Generally, when we think about how to “make it” in stand-up comedy, we think of learning how to be better writers or better performers, but we rarely ever think of becoming better hustlers or better marketers or better salespeople. However, learning those things is just as important. Heck, you might be doing it now and may not even be aware of it. If you’re passionate about comedy and are hitting up as many venues as you can and meeting as many people as you can, then you’re hustling. Congratulations!
However, the idea of “selling yourself” is often anathema to anyone entering into any art form. We all want to be recognized by our talent, however if no one sees that talent, then the point is moot.

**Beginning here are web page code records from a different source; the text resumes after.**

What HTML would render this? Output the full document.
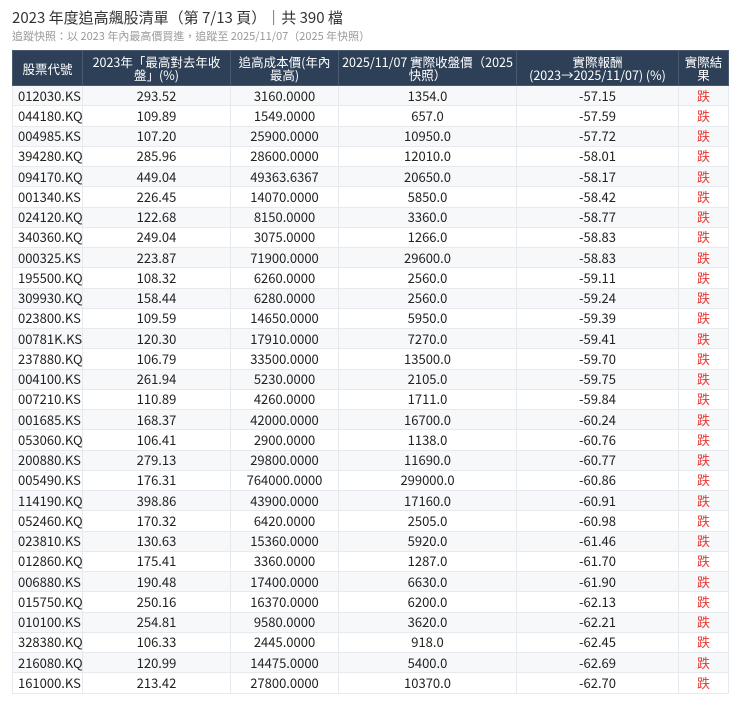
<!DOCTYPE html>
<html><head><meta charset="utf-8"><style>
body{margin:0;background:#fff;font-family:"Noto Sans CJK TC","Liberation Sans",sans-serif;color:#222;width:740px;height:706px;overflow:hidden}
.t{position:absolute;left:12px;top:8px;font-size:15px;line-height:20px;color:#333}
.s{position:absolute;left:12px;top:29px;font-size:11px;line-height:14px;color:#999}
table{position:absolute;left:12px;top:50px;border-collapse:collapse;table-layout:fixed;width:716px;font-size:13px}
th{background:#2e4057;color:#fff;font-weight:normal;height:34px;line-height:13px;padding:0 2px;border:1px solid #4a5a70;font-size:12.5px;white-space:nowrap;overflow:hidden}
td{height:19.25px;line-height:18px;padding:0;text-align:center;border:1px solid #e6e9ed}
td:first-child{text-align:left;padding-left:5px}
tr:nth-child(even) td{background:#f6f8fa}
td.r{color:#e53935}
</style></head><body>
<div class="t">2023 年度追高飆股清單（第 7/13 頁）｜共 390 檔</div>
<div class="s">追蹤快照：以 2023 年內最高價買進，追蹤至 2025/11/07（2025 年快照）</div>
<table>
<colgroup><col style="width:70px"><col style="width:148px"><col style="width:108px"><col style="width:178px"><col style="width:162px"><col style="width:50px"></colgroup>
<tr><th>股票代號</th><th>2023年「最高對去年收<br>盤」(%)</th><th>追高成本價(年內<br>最高)</th><th>2025/11/07 實際收盤價（2025<br>快照）</th><th>實際報酬<br>(2023→2025/11/07) (%)</th><th>實際結<br>果</th></tr>
<tr><td>012030.KS</td><td>293.52</td><td>3160.0000</td><td>1354.0</td><td>-57.15</td><td class="r">跌</td></tr>
<tr><td>044180.KQ</td><td>109.89</td><td>1549.0000</td><td>657.0</td><td>-57.59</td><td class="r">跌</td></tr>
<tr><td>004985.KS</td><td>107.20</td><td>25900.0000</td><td>10950.0</td><td>-57.72</td><td class="r">跌</td></tr>
<tr><td>394280.KQ</td><td>285.96</td><td>28600.0000</td><td>12010.0</td><td>-58.01</td><td class="r">跌</td></tr>
<tr><td>094170.KQ</td><td>449.04</td><td>49363.6367</td><td>20650.0</td><td>-58.17</td><td class="r">跌</td></tr>
<tr><td>001340.KS</td><td>226.45</td><td>14070.0000</td><td>5850.0</td><td>-58.42</td><td class="r">跌</td></tr>
<tr><td>024120.KQ</td><td>122.68</td><td>8150.0000</td><td>3360.0</td><td>-58.77</td><td class="r">跌</td></tr>
<tr><td>340360.KQ</td><td>249.04</td><td>3075.0000</td><td>1266.0</td><td>-58.83</td><td class="r">跌</td></tr>
<tr><td>000325.KS</td><td>223.87</td><td>71900.0000</td><td>29600.0</td><td>-58.83</td><td class="r">跌</td></tr>
<tr><td>195500.KQ</td><td>108.32</td><td>6260.0000</td><td>2560.0</td><td>-59.11</td><td class="r">跌</td></tr>
<tr><td>309930.KQ</td><td>158.44</td><td>6280.0000</td><td>2560.0</td><td>-59.24</td><td class="r">跌</td></tr>
<tr><td>023800.KS</td><td>109.59</td><td>14650.0000</td><td>5950.0</td><td>-59.39</td><td class="r">跌</td></tr>
<tr><td>00781K.KS</td><td>120.30</td><td>17910.0000</td><td>7270.0</td><td>-59.41</td><td class="r">跌</td></tr>
<tr><td>237880.KQ</td><td>106.79</td><td>33500.0000</td><td>13500.0</td><td>-59.70</td><td class="r">跌</td></tr>
<tr><td>004100.KS</td><td>261.94</td><td>5230.0000</td><td>2105.0</td><td>-59.75</td><td class="r">跌</td></tr>
<tr><td>007210.KS</td><td>110.89</td><td>4260.0000</td><td>1711.0</td><td>-59.84</td><td class="r">跌</td></tr>
<tr><td>001685.KS</td><td>168.37</td><td>42000.0000</td><td>16700.0</td><td>-60.24</td><td class="r">跌</td></tr>
<tr><td>053060.KQ</td><td>106.41</td><td>2900.0000</td><td>1138.0</td><td>-60.76</td><td class="r">跌</td></tr>
<tr><td>200880.KS</td><td>279.13</td><td>29800.0000</td><td>11690.0</td><td>-60.77</td><td class="r">跌</td></tr>
<tr><td>005490.KS</td><td>176.31</td><td>764000.0000</td><td>299000.0</td><td>-60.86</td><td class="r">跌</td></tr>
<tr><td>114190.KQ</td><td>398.86</td><td>43900.0000</td><td>17160.0</td><td>-60.91</td><td class="r">跌</td></tr>
<tr><td>052460.KQ</td><td>170.32</td><td>6420.0000</td><td>2505.0</td><td>-60.98</td><td class="r">跌</td></tr>
<tr><td>023810.KS</td><td>130.63</td><td>15360.0000</td><td>5920.0</td><td>-61.46</td><td class="r">跌</td></tr>
<tr><td>012860.KQ</td><td>175.41</td><td>3360.0000</td><td>1287.0</td><td>-61.70</td><td class="r">跌</td></tr>
<tr><td>006880.KS</td><td>190.48</td><td>17400.0000</td><td>6630.0</td><td>-61.90</td><td class="r">跌</td></tr>
<tr><td>015750.KQ</td><td>250.16</td><td>16370.0000</td><td>6200.0</td><td>-62.13</td><td class="r">跌</td></tr>
<tr><td>010100.KS</td><td>254.81</td><td>9580.0000</td><td>3620.0</td><td>-62.21</td><td class="r">跌</td></tr>
<tr><td>328380.KQ</td><td>106.33</td><td>2445.0000</td><td>918.0</td><td>-62.45</td><td class="r">跌</td></tr>
<tr><td>216080.KQ</td><td>120.99</td><td>14475.0000</td><td>5400.0</td><td>-62.69</td><td class="r">跌</td></tr>
<tr><td>161000.KS</td><td>213.42</td><td>27800.0000</td><td>10370.0</td><td>-62.70</td><td class="r">跌</td></tr>
</table>
</body></html>
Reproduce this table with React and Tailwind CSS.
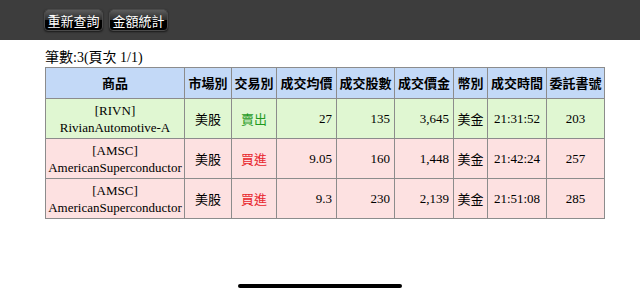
import React from 'react';

const rows = [
  { code: 'RIVN', name: 'RivianAutomotive-A', market: '美股', side: '賣出', price: '27', qty: '135', amt: '3,645', cur: '美金', time: '21:31:52', no: '203' },
  { code: 'AMSC', name: 'AmericanSuperconductor', market: '美股', side: '買進', price: '9.05', qty: '160', amt: '1,448', cur: '美金', time: '21:42:24', no: '257' },
  { code: 'AMSC', name: 'AmericanSuperconductor', market: '美股', side: '買進', price: '9.3', qty: '230', amt: '2,139', cur: '美金', time: '21:51:08', no: '285' },
];

const heads = [
  ['商品', 'w-[139px]'],
  ['市場別', 'w-[47px]'],
  ['交易別', 'w-[45px]'],
  ['成交均價', 'w-[60px]'],
  ['成交股數', 'w-[58px]'],
  ['成交價金', 'w-[59px]'],
  ['幣別', 'w-[34px]'],
  ['成交時間', 'w-[59px]'],
  ['委託書號', 'w-[58px]'],
];

const serif = "font-['Liberation_Serif','Noto_Sans_CJK_TC',serif]";
const cjk = "font-['Noto_Sans_CJK_TC',sans-serif]";

const GlossButton = ({ children }) => (
  <button className={`relative h-[22px] w-[59px] overflow-hidden rounded-[4px] border border-[#4a4a4a] bg-black text-[13px] leading-none text-white shadow-[0_1px_2px_rgba(0,0,0,0.6)] ${cjk}`}>
    <span className="absolute inset-x-0 top-0 h-1/2 bg-gradient-to-b from-[#5c5c5c] to-[#2e2e2e]"></span>
    <span className="relative">{children}</span>
  </button>
);

const App = () => {
  return (
    <div className="relative h-[296px] w-[640px] overflow-hidden bg-white">
      <div className="flex h-[40px] items-start gap-[6px] bg-[#3d3d3d] pl-[44px] pt-[9px]">
        <GlossButton>重新查詢</GlossButton>
        <GlossButton>金額統計</GlossButton>
      </div>

      <div className="pl-[45px]">
        <p className={`mt-[9px] h-[18px] overflow-hidden text-[14px] leading-[18px] text-black ${serif}`}>筆數:3(頁次 1/1)</p>

        <table className={`w-[559px] table-fixed border-collapse text-[13px] text-black ${serif}`}>
          <thead>
            <tr className="h-[31px] bg-[#c3d9f7]">
              {heads.map(([h, w]) => (
                <th key={h} className={`${w} border border-[#8c8c8c] p-0 text-center text-[13px] font-bold ${cjk}`}>{h}</th>
              ))}
            </tr>
          </thead>
          <tbody>
            {rows.map((r, i) => (
              <tr key={i} className={`h-[40px] ${r.side === '賣出' ? 'bg-[#e0f7d2]' : 'bg-[#fde1e1]'}`}>
                <td className="border border-[#8c8c8c] p-0 text-center text-[13px] leading-[17px]">
                  [{r.code}]<br />{r.name}
                </td>
                <td className={`border border-[#8c8c8c] p-0 text-center ${cjk}`}>{r.market}</td>
                <td className={`border border-[#8c8c8c] p-0 text-center ${cjk} ${r.side === '賣出' ? 'text-[#1f9a1f]' : 'text-[#e8242c]'}`}>{r.side}</td>
                <td className="border border-[#8c8c8c] p-0 pr-[4px] text-right">{r.price}</td>
                <td className="border border-[#8c8c8c] p-0 pr-[4px] text-right">{r.qty}</td>
                <td className="border border-[#8c8c8c] p-0 pr-[4px] text-right">{r.amt}</td>
                <td className={`border border-[#8c8c8c] p-0 text-center ${cjk}`}>{r.cur}</td>
                <td className="border border-[#8c8c8c] p-0 text-center">{r.time}</td>
                <td className="border border-[#8c8c8c] p-0 text-center">{r.no}</td>
              </tr>
            ))}
          </tbody>
        </table>
      </div>

      <div className="absolute bottom-[8px] left-[238px] h-[4px] w-[164px] rounded-full bg-black"></div>
    </div>
  );
};

export default App;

And let it be known that I am absolutely hypocritical in giving this advice. I have a difficult time asserting myself for anything. However, after doing the research on Dane Cook and getting a better look at the arc of his career, I’m energized by the possibilities. Say what you will about Cook, but he is not someone who is afraid to put himself out there. Whether he is lambasted for questionable taste in material or starring in questionable movies, he does not do anything halfway.
This is something we should admire about any performer. Dane Cook does take chances in his comedy and despite the mountains of critical scorn heaped on the man over the years; he’s still out there doing standup and performing each show with passion and enthusiasm. It takes a thick skin and grit to carve out a career as a standup comic, and Cook has shown he has this in spades.